From: Colin Watters on

"dpb" <none(a)non.net> wrote in message
news:hj20r8$ae0$1(a)news.eternal-september.org...
> Charles wrote:
> ...
>
>> But since I retired, a paid service is not worthwhile. So I use
>> google, ...
>
> There are quite a few free servers
>
> news.aioe.org
> news.eternal-september.org
>
> being two.

I have tried both of these. Aoie looked promising at first, but then over
Christmas most of CLF dissappeared from the server. Eternal-September
meanwhile shows me posts back to 09 nov 2009, and nothing has dissappeared
(so-far!) since then. I use Outlook Express.

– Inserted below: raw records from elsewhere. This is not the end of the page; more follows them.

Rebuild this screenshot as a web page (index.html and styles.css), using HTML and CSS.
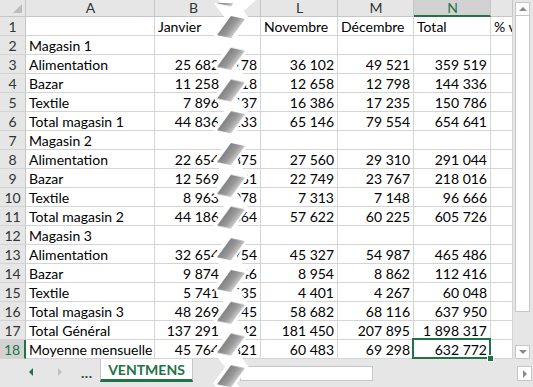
FILE: index.html
```html
<!DOCTYPE html>
<html lang="fr">
<head>
    <meta charset="UTF-8">
    <title>VENTMENS</title>
    <link rel="stylesheet" href="styles.css">
</head>
<body>
<div class="app">
    <div class="main">
        <div class="sheet">
            <!-- en-têtes de colonnes -->
            <div class="corner"><span class="tri"></span></div>
            <div class="ch">A</div>
            <div class="ch">B</div>
            <div class="ch"></div>
            <div class="ch">L</div>
            <div class="ch">M</div>
            <div class="ch on">N</div>
            <div class="ch"></div>

            <div class="rh">1</div><div></div><div>Janvier</div><div></div><div>Novembre</div><div>Décembre</div><div>Total</div><div>% ventes</div>
            <div class="rh">2</div><div>Magasin 1</div><div></div><div></div><div></div><div></div><div></div><div></div>
            <div class="rh">3</div><div>Alimentation</div><div class="n b">25 682</div><div class="n">30 178</div><div class="n">36 102</div><div class="n">49 521</div><div class="n">359 519</div><div></div>
            <div class="rh">4</div><div>Bazar</div><div class="n b">11 258</div><div class="n">13 518</div><div class="n">12 658</div><div class="n">12 798</div><div class="n">144 336</div><div></div>
            <div class="rh">5</div><div>Textile</div><div class="n b">7 896</div><div class="n">12 437</div><div class="n">16 386</div><div class="n">17 235</div><div class="n">150 786</div><div></div>
            <div class="rh">6</div><div>Total magasin 1</div><div class="n b">44 836</div><div class="n">56 133</div><div class="n">65 146</div><div class="n">79 554</div><div class="n">654 641</div><div></div>
            <div class="rh">7</div><div>Magasin 2</div><div></div><div></div><div></div><div></div><div></div><div></div>
            <div class="rh">8</div><div>Alimentation</div><div class="n b">22 654</div><div class="n">24 875</div><div class="n">27 560</div><div class="n">29 310</div><div class="n">291 044</div><div></div>
            <div class="rh">9</div><div>Bazar</div><div class="n b">12 569</div><div class="n">18 731</div><div class="n">22 749</div><div class="n">23 767</div><div class="n">218 016</div><div></div>
            <div class="rh">10</div><div>Textile</div><div class="n b">8 963</div><div class="n">8 078</div><div class="n">7 313</div><div class="n">7 148</div><div class="n">96 666</div><div></div>
            <div class="rh">11</div><div>Total magasin 2</div><div class="n b">44 186</div><div class="n">51 664</div><div class="n">57 622</div><div class="n">60 225</div><div class="n">605 726</div><div></div>
            <div class="rh">12</div><div>Magasin 3</div><div></div><div></div><div></div><div></div><div></div><div></div>
            <div class="rh">13</div><div>Alimentation</div><div class="n b">32 654</div><div class="n">38 754</div><div class="n">45 327</div><div class="n">54 987</div><div class="n">465 486</div><div></div>
            <div class="rh">14</div><div>Bazar</div><div class="n b">9 874</div><div class="n">9 046</div><div class="n">8 954</div><div class="n">8 862</div><div class="n">112 416</div><div></div>
            <div class="rh">15</div><div>Textile</div><div class="n b">5 741</div><div class="n">5 635</div><div class="n">4 401</div><div class="n">4 267</div><div class="n">60 048</div><div></div>
            <div class="rh">16</div><div>Total magasin 3</div><div class="n b">48 269</div><div class="n">53 845</div><div class="n">58 682</div><div class="n">68 116</div><div class="n">637 950</div><div></div>
            <div class="rh">17</div><div>Total Général</div><div class="n b">137 291</div><div class="n">161 642</div><div class="n">181 450</div><div class="n">207 895</div><div class="n">1 898 317</div><div></div>
            <div class="rh on">18</div><div>Moyenne mensuelle</div><div class="n b">45 764</div><div class="n">53 821</div><div class="n">60 483</div><div class="n">69 298</div><div class="n sel">632 772</div><div></div>
        </div>

        <div class="vscroll">
            <div class="vbtn"><span class="up"></span></div>
            <div class="vthumb"></div>
            <div class="vbtn"><span class="down"></span></div>
        </div>
    </div>

    <div class="bottom">
        <div class="tabnav">
            <span class="nav-l"></span>
            <span class="nav-r"></span>
            <span class="dots">...</span>
        </div>
        <div class="tab">VENTMENS</div>
        <div class="addsheet">
            <svg width="16" height="16" viewBox="0 0 16 16">
                <circle cx="8" cy="8" r="6.5" fill="none" stroke="#8a8a8a" stroke-width="1.3"/>
                <path d="M8 4.5v7M4.5 8h7" stroke="#8a8a8a" stroke-width="1.3"/>
            </svg>
        </div>
        <div class="hscroll">
            <div class="hthumb"></div>
            <div class="hbtn"><span class="right"></span></div>
        </div>
    </div>

    <!-- coupure entre les colonnes B et L -->
    <svg class="tear" width="533" height="387" viewBox="0 0 533 387">
        <defs>
            <linearGradient id="shade" gradientUnits="userSpaceOnUse" x1="223" y1="2" x2="239" y2="15">
                <stop offset="0" stop-color="#727272"/>
                <stop offset="0.55" stop-color="#9a9a9a"/>
                <stop offset="1" stop-color="#e4e4e4"/>
            </linearGradient>
            <g id="seg">
                <polygon points="231,-2 245,1 231,20 217,17" fill="url(#shade)"/>
            </g>
            <pattern id="zz" patternUnits="userSpaceOnUse" x="0" y="18" width="533" height="31.75">
                <polyline points="225,-15.9 237,0 225,15.9 237,31.75 225,47.6" fill="none" stroke="#fff" stroke-width="19"/>
                <use href="#seg"/>
                <use href="#seg" transform="translate(0,31.75)"/>
            </pattern>
        </defs>
        <polygon points="218,0 256,0 237,17" fill="#fff"/>
        <rect x="200" y="3" width="70" height="384" fill="url(#zz)"/>
    </svg>
</div>
</body>
</html>
```

FILE: styles.css
```css
body {
    margin: 0;
    font-family: Lato, "Liberation Sans", sans-serif;
}

.app {
    position: relative;
    width: 533px;
    height: 387px;
    overflow: hidden;
    background: #e6e6e6;
}

.main {
    display: flex;
    height: 359px;
}

/* grille */
.sheet {
    display: grid;
    grid-template-columns: 26px 129px 77px 29px 77px 76px 77px 22px;
    grid-template-rows: 17px repeat(18, 19px);
    background: #fff;
    font-size: 14px;
    color: #000;
}

.sheet > div {
    box-sizing: border-box;
    border-right: 1px solid #d4d4d4;
    border-bottom: 1px solid #d4d4d4;
    padding: 0 2px 0 3px;
    line-height: 19px;
    white-space: nowrap;
    overflow: hidden;
}

/* nombres alignés à droite, débordent vers la gauche */
.sheet > .n {
    display: flex;
    justify-content: flex-end;
    padding-right: 3px;
}

.sheet > .b {
    padding-right: 12px;
}

.sheet > .ch,
.sheet > .corner {
    background: #e6e6e6;
    border-color: #c6c6c6;
    text-align: center;
    line-height: 16px;
    color: #333;
}

.sheet > .rh {
    background: #e6e6e6;
    border-right-color: #c6c6c6;
    text-align: center;
    padding: 0;
    color: #333;
}

.sheet > .ch.on {
    background: #d2d2d2;
    color: #217346;
    border-bottom: 2px solid #217346;
}

.sheet > .rh.on {
    background: #d2d2d2;
    color: #217346;
    border-right: 2px solid #217346;
}

.sheet > .corner {
    position: relative;
}

.tri {
    position: absolute;
    right: 3px;
    bottom: 3px;
    width: 0;
    height: 0;
    border-left: 9px solid transparent;
    border-bottom: 9px solid #bdbdbd;
}

.sheet > .sel {
    position: relative;
    overflow: visible;
}

.sel::before {
    content: '';
    position: absolute;
    left: -2px;
    top: -2px;
    right: -1px;
    bottom: -1px;
    border: 2px solid #217346;
}

.sel::after {
    content: '';
    position: absolute;
    right: -4px;
    bottom: -4px;
    width: 5px;
    height: 5px;
    background: #217346;
    border: 1px solid #fff;
}

/* ascenseur vertical */
.vscroll {
    display: flex;
    flex-direction: column;
    width: 20px;
    padding: 2px 3px 0 2px;
    box-sizing: border-box;
}

.vbtn {
    height: 14px;
    background: #fff;
    border: 1px solid #c6c6c6;
    box-sizing: border-box;
    display: flex;
    align-items: center;
    justify-content: center;
}

.vthumb {
    height: 296px;
    background: #fff;
    border: 1px solid #c6c6c6;
    border-top: none;
    box-sizing: border-box;
    margin-bottom: auto;
}

.up {
    border-left: 4px solid transparent;
    border-right: 4px solid transparent;
    border-bottom: 4px solid #8a8a8a;
}

.down {
    border-left: 4px solid transparent;
    border-right: 4px solid transparent;
    border-top: 4px solid #8a8a8a;
}

/* barre des onglets */
.bottom {
    display: flex;
    height: 28px;
}

.tabnav {
    display: flex;
    align-items: center;
    width: 100px;
    height: 26px;
    padding-left: 29px;
    box-sizing: border-box;
}

.nav-l {
    border-top: 4px solid transparent;
    border-bottom: 4px solid transparent;
    border-right: 4px solid #217346;
    margin-right: 25px;
}

.nav-r {
    border-top: 4px solid transparent;
    border-bottom: 4px solid transparent;
    border-left: 4px solid #c0c0c0;
    margin-right: 19px;
}

.dots {
    font-weight: bold;
    font-size: 14px;
    color: #1f4e35;
    letter-spacing: 0.5px;
}

.tab {
    width: 93px;
    height: 23px;
    box-sizing: border-box;
    background: #fff;
    border-left: 1px solid #c6c6c6;
    border-right: 1px solid #c6c6c6;
    border-bottom: 3px solid #217346;
    color: #217346;
    font-weight: bold;
    font-size: 14px;
    text-align: center;
    line-height: 22px;
}

.addsheet {
    width: 47px;
    display: flex;
    justify-content: flex-end;
    padding-top: 6px;
    height: 16px;
}

.hscroll {
    flex: 1;
    display: flex;
    align-items: flex-start;
    padding-top: 7px;
}

.hthumb {
    width: 133px;
    height: 15px;
    background: #fff;
    border: 1px solid #c6c6c6;
    box-sizing: border-box;
}

.hbtn {
    width: 15px;
    height: 15px;
    margin-left: auto;
    margin-right: 1px;
    background: #fff;
    border: 1px solid #c6c6c6;
    box-sizing: border-box;
    display: flex;
    align-items: center;
    justify-content: center;
}

.right {
    border-top: 4px solid transparent;
    border-bottom: 4px solid transparent;
    border-left: 4px solid #8a8a8a;
}

.tear {
    position: absolute;
    left: 0;
    top: 0;
    pointer-events: none;
}
```
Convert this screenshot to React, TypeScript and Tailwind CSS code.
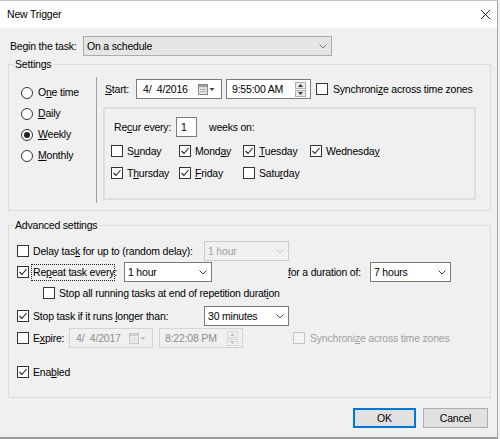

I have seen exactly one spam posting on Eternal September in about a month
of usage. (Contrast this with a typical of 10 a day on my ISP's native news
server.)

--
Qolin

Email: my qname at domain dot com
Domain: qomputing


From: carolus on
Colin Watters wrote:
>> There are quite a few free servers
>>
>> news.aioe.org
>> news.eternal-september.org
>>
>> being two.
>
> I have tried both of these. Aoie looked promising at first, but then over
> Christmas most of CLF dissappeared from the server. Eternal-September
> meanwhile shows me posts back to 09 nov 2009, and nothing has dissappeared
> (so-far!) since then.

Thanks. I am trying eternal-septermber. There are around 30 spam
messages today on comp.lang.fortran, and 8 from 1/13, but older messages
seem pretty clean. How can that happen without human intervention?

It beats google groups, anyway.

The bayesian spam filter in Thunderbird works pretty well for e-mail,
but if there is any way to apply it to newsgroups I haven't found it. I
suppose that would require downloading every message. Are there any mail
readers that can usefully filter newsgroups?
From: dpb on
carolus wrote:
....

> Thanks. I am trying eternal-septermber. There are around 30 spam
> messages today on comp.lang.fortran, and 8 from 1/13, but older messages
> seem pretty clean. How can that happen without human intervention?
....
I didn't see but a couple on c.l.f today.

It appears they have a autobot that runs and expires identified spam
from their server. I routinely get a "expired message" indicator on
such posts. If I remember I can run the "delete expired messages"
function first but there are few enough can simply use the "mark ignore
thread" function quicker as leaf thru...

--
From: Craig Powers on
carolus wrote:
> Colin Watters wrote:
>>> There are quite a few free servers
>>>
>>> news.aioe.org
>>> news.eternal-september.org
>>>
>>> being two.
>>
>> I have tried both of these. Aoie looked promising at first, but then
>> over Christmas most of CLF dissappeared from the server.
>> Eternal-September meanwhile shows me posts back to 09 nov 2009, and
>> nothing has dissappeared (so-far!) since then.
>
> Thanks. I am trying eternal-septermber. There are around 30 spam
> messages today on comp.lang.fortran, and 8 from 1/13, but older messages
> seem pretty clean. How can that happen without human intervention?

There's a lot of automated spam detection and swatting stuff running out
there. (Or rather, there was when I paid attention to such things, and
I assume it's still going.) I would assume that Eternal September is a
lot more amenable to accepting the assistance than Google is.
From: Aris on
dpb <none(a)non.net> wrote:
> carolus wrote:
> ...
>
>> Thanks. I am trying eternal-septermber. There are around 30 spam
>> messages today on comp.lang.fortran, and 8 from 1/13, but older messages
>> seem pretty clean. How can that happen without human intervention?
> ...
> I didn't see but a couple on c.l.f today.
>
> It appears they have a autobot that runs and expires identified spam
> from their server. I routinely get a "expired message" indicator on
> such posts. If I remember I can run the "delete expired messages"
> function first but there are few enough can simply use the "mark ignore
> thread" function quicker as leaf thru...

Bleachbot cancels spam on usenet, but it is up to the newsserver to
accept these cancels. Google doesn't accept.